What exactly is a net zero energy building?
There have been varying definitions used and there are certain reasons for that such as a lack of an industry standard definition and what the goals are the project are. At its core, a net zero energy building is one that produces at least as much (renewable) energy as it consumes on an annual basis. In other words, it must produce one unit of energy for each unit of energy it consumes over the course of a year. It is a building that is designed to be very energy efficient to reduce the required energy with the balance of the energy needs supplied by on-site renewable energy technologies. In fact, this is essentially the definition set forth by the World Green Building Council, which defines a net zero carbon building as “a building that is highly energy efficient and fully powered from on-site and/or off-site renewable energy sources.” (https://www.worldgbc.org/advancing-net-zero/what-net-zero)
The Department of Energy and its National Renewable Energy Laboratory (NREL) has defined a zero-energy building as “an energy-efficient building where, on a source energy basis, the actual annual delivered energy is less than or equal to the on-site renewable exported energy.” (https://www.energy.gov/sites/prod/files/2015/09/f26/bto_common_definition_zero_energy_buildings_093015.pdf)
Notice the Department of Energy definition uses source energy as its basis rather than simply the energy consumed. Source energy basis not only takes into account the actual energy used on-site by the building, but also the energy it takes to produce and distribute the energy to the building site as well as energy losses that may occur along the way. Using this basis will generally mean the building will need to produce and export more renewable energy to achieve net zero status.

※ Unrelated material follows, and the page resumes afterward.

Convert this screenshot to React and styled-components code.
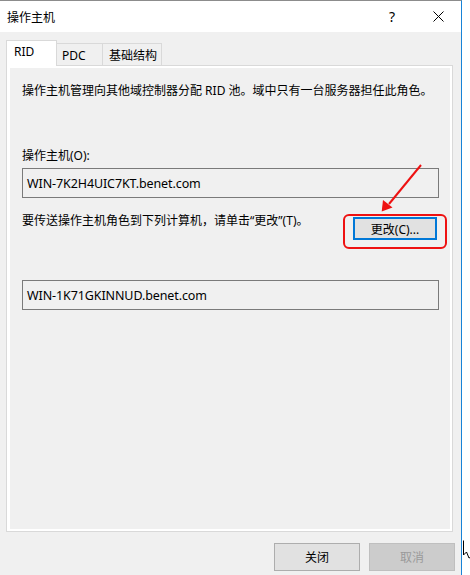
import React from "react";
import styled, { createGlobalStyle } from "styled-components";

const GlobalStyle = createGlobalStyle`
  html, body { margin: 0; padding: 0; background: #ffffff; }
  body {
    font-family: "Noto Sans", "Noto Sans CJK SC", sans-serif;
    font-size: 12px;
    color: #000;
  }
  * { box-sizing: border-box; }
`;

const Screen = styled.div`
  display: flex;
  width: 470px;
  height: 575px;
  overflow: hidden;
`;

const Window = styled.div`
  width: 462px;
  height: 575px;
  display: flex;
  flex-direction: column;
  background: #f0f0f0;
  border-top: 1px solid #8c8c8c;
  border-right: 1px solid #1883d7;
`;

const Strip = styled.div`
  flex: 1;
  position: relative;
  background: #ffffff;
`;

const Cursor = styled.svg`
  position: absolute;
  left: 1px;
  top: 540px;
`;

const TitleBar = styled.div`
  height: 31px;
  display: flex;
  align-items: center;
  background: #ffffff;
`;

const Title = styled.div`
  flex: 1;
  padding-left: 7px;
  font-family: "Noto Sans CJK SC", sans-serif;
  font-size: 12px;
  line-height: 16px;
  color: #000;
`;

const CaptionButton = styled.div`
  width: ${(p) => p.$w}px;
  height: 31px;
  display: flex;
  align-items: center;
  justify-content: center;
  font-family: "Noto Sans", sans-serif;
  font-size: 14px;
  color: #000;
`;

const Body = styled.div`
  flex: 1;
  display: flex;
  flex-direction: column;
  padding: 9px 6px 4px 6px;
`;

const TabStrip = styled.div`
  display: flex;
  align-items: flex-end;
  height: 25px;
  position: relative;
  z-index: 1;
  margin-bottom: -1px;
`;

const Tab = styled.div`
  height: ${(p) => (p.$active ? 26 : 23)}px;
  width: ${(p) => p.$w}px;
  padding-left: ${(p) => p.$pl}px;
  padding-top: ${(p) => (p.$active ? 3 : 4)}px;
  background: ${(p) => (p.$active ? "#ffffff" : "#f0f0f0")};
  border: 1px solid #d9d9d9;
  border-bottom: ${(p) => (p.$active ? "none" : "1px solid #d9d9d9")};
  margin-left: ${(p) => (p.$first ? 0 : -1)}px;
  font-size: 12px;
  line-height: 16px;
  white-space: nowrap;
`;

const Panel = styled.div`
  height: 467px;
  margin-right: 2px;
  border: 1px solid #d9d9d9;
  box-shadow: inset 3px 0 0 #fff, inset -2px 0 0 #fff, inset 0 2px 0 #fff, inset 0 -2px 0 #fff;
  padding: 17px 13px 0 15px;
  display: flex;
  flex-direction: column;
`;

const Text = styled.div`
  font-size: 12px;
  line-height: 16px;
  margin-top: ${(p) => p.$mt || 0}px;
  white-space: nowrap;
`;

const Field = styled.div`
  height: 30px;
  margin-top: ${(p) => p.$mt || 0}px;
  border: 1px solid #7a7a7a;
  background: #f0f0f0;
  padding-left: 4px;
  display: flex;
  align-items: center;
  font-size: 12.5px;
  letter-spacing: -0.1px;
`;

const ActionRow = styled.div`
  margin-top: 19px;
  display: flex;
  justify-content: space-between;
  align-items: flex-start;
  padding-right: 2px;
`;

const Highlight = styled.div`
  position: relative;
  &::before {
    content: "";
    position: absolute;
    left: -10px;
    right: -10px;
    top: -3px;
    bottom: -9px;
    border: 2px solid #ee1111;
    border-radius: 6px;
    pointer-events: none;
  }
`;

const Arrow = styled.svg`
  position: absolute;
  left: 20px;
  top: -56px;
  pointer-events: none;
`;

const Button = styled.button`
  width: ${(p) => p.$w}px;
  height: ${(p) => p.$h}px;
  margin: 0;
  padding: 0;
  font-family: "Noto Sans", "Noto Sans CJK SC", sans-serif;
  font-size: 12px;
  background: ${(p) => (p.$disabled ? "#cccccc" : "#e1e1e1")};
  color: ${(p) => (p.$disabled ? "#9a9a9a" : "#000")};
  border: ${(p) =>
    p.$focus ? "2px solid #0078d7" : p.$disabled ? "1px solid #bfbfbf" : "1px solid #adadad"};
  display: flex;
  align-items: center;
  justify-content: center;
`;

const Footer = styled.div`
  margin-top: 11px;
  display: flex;
  justify-content: flex-end;
  gap: 9px;
`;

export default function App() {
  return (
    <>
      <GlobalStyle />
      <Screen>
        <Window>
          <TitleBar>
            <Title>操作主机</Title>
            <CaptionButton $w={46}>?</CaptionButton>
            <CaptionButton $w={46}>
              <svg width="11" height="11" viewBox="0 0 11 11">
                <path d="M0.5 0.5 L10.5 10.5 M10.5 0.5 L0.5 10.5" stroke="#000" strokeWidth="1" fill="none" />
              </svg>
            </CaptionButton>
          </TitleBar>
          <Body>
            <TabStrip>
              <Tab $active $first $w={51} $pl={7}>RID</Tab>
              <Tab $w={47} $pl={5}>PDC</Tab>
              <Tab $w={60} $pl={6}>基础结构</Tab>
            </TabStrip>
            <Panel>
              <Text>操作主机管理向其他域控制器分配 RID 池。域中只有一台服务器担任此角色。</Text>
              <Text $mt={49}>操作主机(O):</Text>
              <Field $mt={4}>WIN-7K2H4UIC7KT.benet.com</Field>
              <ActionRow>
                <Text $mt={-4}>要传送操作主机角色到下列计算机，请单击“更改”(T)。</Text>
                <Highlight>
                  <Arrow width="52" height="54" viewBox="0 0 52 54">
                    <path d="M48 4 L16 43" stroke="#ee1111" strokeWidth="2" fill="none" />
                    <path d="M8.7 50.5 L10 39 L19.5 46.5 Z" fill="#ee1111" />
                  </Arrow>
                  <Button $w={84} $h={23} $focus>更改(C)...</Button>
                </Highlight>
              </ActionRow>
              <Field $mt={40}>WIN-1K71GKINNUD.benet.com</Field>
            </Panel>
            <Footer>
              <Button $w={86} $h={28}>关闭</Button>
              <Button $w={86} $h={28} $disabled>取消</Button>
            </Footer>
          </Body>
        </Window>
        <Strip>
          <Cursor width="8" height="20" viewBox="0 0 8 20">
            <path d="M0.5 0.5 L0.5 15 L3.5 12 L6 18 L7.5 17.3" stroke="#000" strokeWidth="1" fill="#fff" />
          </Cursor>
        </Strip>
      </Screen>
    </>
  );
}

Another concept contained in the Department of Energy’s definition to highlight is energy consumption versus exported energy. The reason to highlight this concept is to point out that net zero energy buildings are generally connected to the energy grid using traditional energy sources such as electric and natural gas in the same way any other building is connected to the energy grid. The purpose of staying connected to the traditional grid is there may be times when the energy loads (requirements) of the net zero energy building may be greater than the on-site production is able to supply. In these times, the traditional grid will supplement the required energy needs. However, there will be times when the on-site energy production is greater than the building’s loads and the excess energy will be exported back to energy grid. This excess production can offset later energy usage. Note, the Department of Energy defines exported energy as “on-site renewable energy supplied through the site boundary and used outside the site boundary.” (https://www.energy.gov/sites/prod/files/2015/09/f26/bto_common_definition_zero_energy_buildings_093015.pdf)
Technologies and Strategies to Construct a Net Zero Energy Building
Now that we have a basic understanding of what a net zero energy building is, the question becomes what technologies and strategies are required to achieve net zero status. This post is intended to only highlight and summarize these technologies and strategies.

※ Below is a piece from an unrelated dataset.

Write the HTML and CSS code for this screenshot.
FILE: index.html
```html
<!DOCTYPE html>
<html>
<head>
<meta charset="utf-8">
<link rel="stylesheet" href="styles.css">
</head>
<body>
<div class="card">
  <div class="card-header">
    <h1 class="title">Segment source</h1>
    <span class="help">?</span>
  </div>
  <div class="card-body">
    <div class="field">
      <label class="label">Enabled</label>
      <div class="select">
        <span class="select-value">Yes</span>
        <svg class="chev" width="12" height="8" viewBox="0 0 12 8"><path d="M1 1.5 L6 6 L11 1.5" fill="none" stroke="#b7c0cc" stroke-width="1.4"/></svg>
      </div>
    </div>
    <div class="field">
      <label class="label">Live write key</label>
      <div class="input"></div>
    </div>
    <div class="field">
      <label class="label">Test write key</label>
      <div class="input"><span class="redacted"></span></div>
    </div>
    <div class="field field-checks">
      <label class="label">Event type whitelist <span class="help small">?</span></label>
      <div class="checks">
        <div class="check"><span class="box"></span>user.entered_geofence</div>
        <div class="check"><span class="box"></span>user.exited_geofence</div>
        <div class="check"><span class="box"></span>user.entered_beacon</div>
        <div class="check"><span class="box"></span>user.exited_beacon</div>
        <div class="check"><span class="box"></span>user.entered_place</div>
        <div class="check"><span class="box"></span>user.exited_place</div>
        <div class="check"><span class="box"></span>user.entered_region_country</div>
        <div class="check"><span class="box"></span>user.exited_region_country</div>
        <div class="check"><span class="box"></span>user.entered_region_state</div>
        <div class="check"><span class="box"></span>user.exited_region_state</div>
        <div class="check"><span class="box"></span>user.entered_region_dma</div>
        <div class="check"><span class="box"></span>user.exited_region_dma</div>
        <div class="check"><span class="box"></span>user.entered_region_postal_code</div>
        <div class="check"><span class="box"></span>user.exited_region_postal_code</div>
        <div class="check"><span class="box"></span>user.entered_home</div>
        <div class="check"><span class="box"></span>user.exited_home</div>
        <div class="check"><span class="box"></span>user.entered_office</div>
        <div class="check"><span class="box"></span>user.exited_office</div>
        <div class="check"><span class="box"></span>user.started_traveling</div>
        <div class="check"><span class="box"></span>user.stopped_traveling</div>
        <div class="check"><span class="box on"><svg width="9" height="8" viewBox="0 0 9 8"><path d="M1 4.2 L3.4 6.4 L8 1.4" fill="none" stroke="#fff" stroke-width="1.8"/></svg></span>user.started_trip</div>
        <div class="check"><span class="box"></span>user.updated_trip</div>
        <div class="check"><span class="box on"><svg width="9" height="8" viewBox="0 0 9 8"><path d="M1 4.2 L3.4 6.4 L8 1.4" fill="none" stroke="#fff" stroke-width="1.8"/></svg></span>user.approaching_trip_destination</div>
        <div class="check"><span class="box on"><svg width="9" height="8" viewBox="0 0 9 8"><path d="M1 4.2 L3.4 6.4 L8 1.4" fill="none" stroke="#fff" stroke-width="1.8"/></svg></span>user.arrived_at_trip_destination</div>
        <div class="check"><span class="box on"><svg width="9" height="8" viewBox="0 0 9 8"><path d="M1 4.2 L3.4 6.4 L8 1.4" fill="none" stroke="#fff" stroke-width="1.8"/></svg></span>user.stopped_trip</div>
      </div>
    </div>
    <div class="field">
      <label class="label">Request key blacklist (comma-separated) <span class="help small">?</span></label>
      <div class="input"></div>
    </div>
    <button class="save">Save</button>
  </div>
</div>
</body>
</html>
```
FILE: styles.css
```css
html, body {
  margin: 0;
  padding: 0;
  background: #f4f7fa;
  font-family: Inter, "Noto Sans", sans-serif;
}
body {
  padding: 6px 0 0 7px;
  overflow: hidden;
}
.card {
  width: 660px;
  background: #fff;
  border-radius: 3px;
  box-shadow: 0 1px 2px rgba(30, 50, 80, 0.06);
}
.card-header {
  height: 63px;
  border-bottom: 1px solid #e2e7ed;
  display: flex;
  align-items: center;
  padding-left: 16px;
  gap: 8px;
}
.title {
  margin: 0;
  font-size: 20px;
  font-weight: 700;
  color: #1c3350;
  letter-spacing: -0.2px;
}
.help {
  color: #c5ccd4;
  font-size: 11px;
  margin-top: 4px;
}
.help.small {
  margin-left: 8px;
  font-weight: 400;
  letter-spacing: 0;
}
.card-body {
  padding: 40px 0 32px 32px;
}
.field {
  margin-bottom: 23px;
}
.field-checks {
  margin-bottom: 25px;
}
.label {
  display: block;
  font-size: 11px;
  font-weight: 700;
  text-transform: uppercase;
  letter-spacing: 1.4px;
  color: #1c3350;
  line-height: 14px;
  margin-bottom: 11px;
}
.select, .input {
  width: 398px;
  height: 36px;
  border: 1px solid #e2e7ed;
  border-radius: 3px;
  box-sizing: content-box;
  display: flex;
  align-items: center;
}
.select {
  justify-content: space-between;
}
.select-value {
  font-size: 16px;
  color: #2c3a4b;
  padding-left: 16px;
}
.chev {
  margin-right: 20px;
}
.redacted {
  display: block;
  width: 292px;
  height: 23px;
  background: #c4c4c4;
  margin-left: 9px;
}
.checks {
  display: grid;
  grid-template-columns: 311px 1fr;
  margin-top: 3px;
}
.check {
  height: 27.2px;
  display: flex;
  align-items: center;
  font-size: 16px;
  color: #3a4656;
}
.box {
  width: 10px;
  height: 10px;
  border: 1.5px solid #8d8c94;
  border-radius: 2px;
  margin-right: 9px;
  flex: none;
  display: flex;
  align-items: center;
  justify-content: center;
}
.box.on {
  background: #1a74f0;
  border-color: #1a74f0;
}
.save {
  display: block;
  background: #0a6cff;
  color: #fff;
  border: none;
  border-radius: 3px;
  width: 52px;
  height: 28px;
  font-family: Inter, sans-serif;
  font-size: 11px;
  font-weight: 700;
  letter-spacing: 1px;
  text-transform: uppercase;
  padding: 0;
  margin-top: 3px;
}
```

At the heart of any net zero energy building, the technologies used for energy production will most likely be solar photovoltaics (solar panels) and, when appropriate, wind turbines. Additionally, more specific applications such as solar water heating can be incorporated.
However, energy production is only part of the equation of achieving net zero status. Just as important is building an extremely energy efficient building to reduce the overall use of energy. Not surprisingly, achieving net zero status starts early in the planning and design stages. The important concept to remember is to make design decisions that will further achieve the net zero energy goals. For purposes of this discussion, we will assume the building being constructed is a residential home.

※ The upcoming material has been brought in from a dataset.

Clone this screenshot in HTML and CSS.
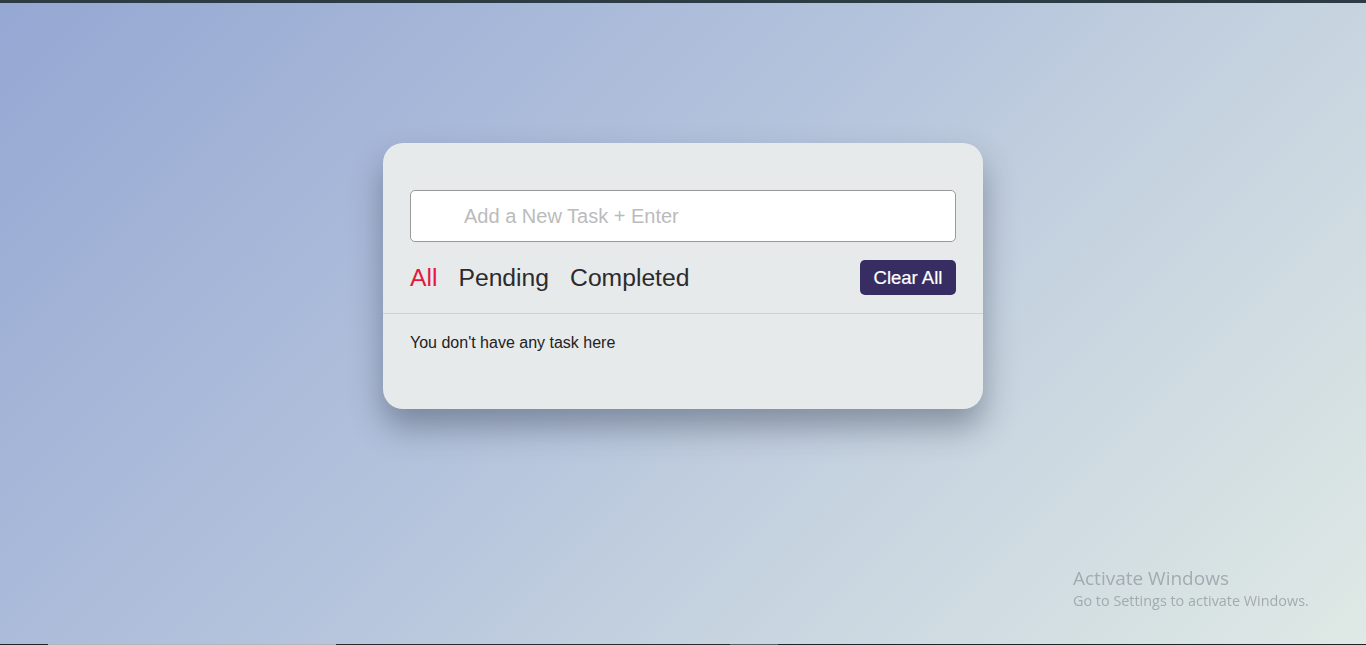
FILE: index.html
```html
<!DOCTYPE html>
<html lang="en">
<head>
<meta charset="utf-8">
<title>Todo</title>
<link rel="stylesheet" href="styles.css">
</head>
<body>
<div class="topbar"></div>
<main class="stage">
  <section class="card">
    <div class="task-input">
      <input type="text" placeholder="Add a New Task + Enter">
    </div>
    <div class="controls">
      <nav class="filters">
        <span class="filter active">All</span>
        <span class="filter">Pending</span>
        <span class="filter">Completed</span>
      </nav>
      <button class="clear-btn">Clear All</button>
    </div>
    <div class="task-box">
      <p class="empty">You don't have any task here</p>
    </div>
  </section>
</main>
<div class="taskbar">
  <span class="seg s1"></span>
  <span class="seg s2"></span>
  <span class="seg s3"></span>
  <span class="seg s4"></span>
  <span class="seg s5"></span>
</div>
<div class="watermark">
  <div class="wm-title">Activate Windows</div>
  <div class="wm-sub">Go to Settings to activate Windows.</div>
</div>
</body>
</html>
```
FILE: styles.css
```css
* { box-sizing: border-box; }
html, body { margin: 0; padding: 0; height: 100%; }
body {
  height: 645px;
  overflow: hidden;
  display: flex;
  flex-direction: column;
  font-family: "Liberation Sans", Arial, sans-serif;
  background: linear-gradient(135deg, #95a7d3 0%, #b4c3dc 45%, #cdd9e1 75%, #dfe9e5 100%);
}
.topbar { height: 3px; background: #2c3b44; flex: none; }
.stage {
  flex: 1;
  display: flex;
  justify-content: center;
  align-items: flex-start;
  padding-top: 140px;
}
.card {
  width: 600px;
  height: 266px;
  background: #e7eaeb;
  border-radius: 20px;
  box-shadow: 0 18px 32px rgba(45, 55, 75, 0.42);
  padding-top: 47px;
}
.task-input { padding: 0 27px; }
.task-input input {
  display: block;
  width: 100%;
  height: 52px;
  border: 1px solid #999;
  border-radius: 5px;
  background: #fff;
  padding: 0 0 0 53px;
  font-family: "Liberation Sans", Arial, sans-serif;
  font-size: 20px;
  outline: none;
}
.task-input input::placeholder { color: #bbbbbb; }
.controls {
  display: flex;
  align-items: center;
  justify-content: space-between;
  padding: 18px 27px 18px;
  border-bottom: 1px solid #cfd2d4;
}
.filters { display: flex; gap: 21px; }
.filter { font-size: 24.7px; color: #2b2b2e; line-height: 28px; }
.filter.active { color: #e4183f; }
.clear-btn {
  width: 96px;
  height: 35px;
  border: none;
  border-radius: 5px;
  background: #372d63;
  color: #fff;
  font-family: "Liberation Sans", Arial, sans-serif;
  font-size: 18.5px;
  padding: 0;
  -webkit-text-stroke: 0.2px #fff;
}
.task-box { padding: 20px 27px; }
.empty { margin: 0; font-size: 16px; color: #222; line-height: 18px; }
.taskbar { height: 1px; display: flex; flex: none; }
.seg { height: 1px; }
.s1 { width: 48px; background: #222428; }
.s2 { width: 288px; background: #b3b6bb; }
.s3 { width: 394px; background: #2b2a2c; }
.s4 { width: 48px; background: #5a5f63; }
.s5 { flex: 1; background: #1e2428; }
.watermark {
  position: fixed;
  left: 1073px;
  top: 566px;
  font-family: "Open Sans", "Noto Sans", sans-serif;
  color: #a3abb1;
}
.wm-title { font-size: 19px; line-height: 24px; }
.wm-sub { font-size: 14.4px; line-height: 21px; }
```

One of the first steps in building an energy efficient home is to properly orient the building on the site. This means maximizing north and south exposure while minimizing east and west exposure. Proper orientation is extremely important in hot climates such as we have here in Arizona.
After proper orientation, other design concepts to incorporate include daylighting and natural ventilation. The concept of daylighting revolves around the controlled admission of natural light and direct sunlight into the home to help reduce electrical lighting. The basic idea is that proper design will allow sufficient natural light into the home to reduce and even eliminate the need for electrical lighting during certain times of day. The balance here is to let as much natural light in as possible while minimizing the amount of direct sunlight coming into the home as too much direct sunlight can lead to increased cooling costs. Ways to combat excessive solar heat from entering in the home is through the use of window technologies that reject heat such as low-e glazing or products such as windows films. Overhangs can also be installed to protect windows and exterior doors.
That concept of natural ventilation centers on ways to naturally remove heat and cool the inside of the home. Examples of this include intentionally placing windows in places that take advantage of natural wind patterns in order to get a cross breeze through the home. This allows the occupants to feel cooler without the need for air conditioning.
There are other materials and ways to naturally or passively cool the home. Reflective barriers such as choosing a light paint color, which reflects most heat is a better choice versus dark paint colors that can absorb 70-90% of radiant energy. Incorporating shading through trees, drapes, and blinds can help reduce heat entering into the home. Like the natural ventilation, ceiling fans can help rooms feel cooler for the occupants reducing the need for air conditioning. A couple other ideas include installing roof vents to ventilate hot air from the attic and the use of radiant barriers on the underside of the roof to reflect heat.
In terms of making the home more energy efficient requiring less energy usage, there are some building materials that we have used in current and past projects that are very effective. Advanced framing, a system designed for more spacing between studs to allow for more insulation, is a valuable building technique. Proper insulation is key to not just keeping the heat out in the summer, but also keeping the house warm in the cooler months. Utilizing spray foam versus tradition fiberglass insulation will make a home more energy efficient because it provides superior insulation, seals air leaks, and can be sprayed into places that are hard to reach with fiberglass insulation. Closed foam can be used in certain locations for additional structural strength. Another product for superior insulation comes in the form of insulated concrete foam (ICF) walls. ICF walls are double insulated, steel reinforced concrete walls that make up the exterior walls of the structure. Due to the expanded polystyrene foam sheets on both sides of the reinforced concrete, ICF walls provide two layers of insulation, which results in a high R-value and low air infiltration rate (reduced air leakage). Additionally, the insulation provided by ICF walls is generally more consistent than with traditional wood framing, which can reduce or eliminate cold or hot spots. All of this leads to a much more energy efficient home, which is key to achieving net zero status. We also use structural insulated panels (SIPs), which are insulated panels used for truss systems, floor systems, and even walls.
Lastly, it is important to incorporate energy efficient products into your home to reduce and minimize energy loads. These include items such as LED light bulbs, energy efficient appliances, properly sized HVAC systems, etc. The more energy these energy efficient products the save, the less exported energy the site will need to produce.
The good news is that building a net zero energy home is becoming more and more cost effective. The most important thing to remember is to go into the build with a solid plan from the very beginning, which requires making decisions that will further the net zero goal. By following these strategies, a net zero energy home can be a reality.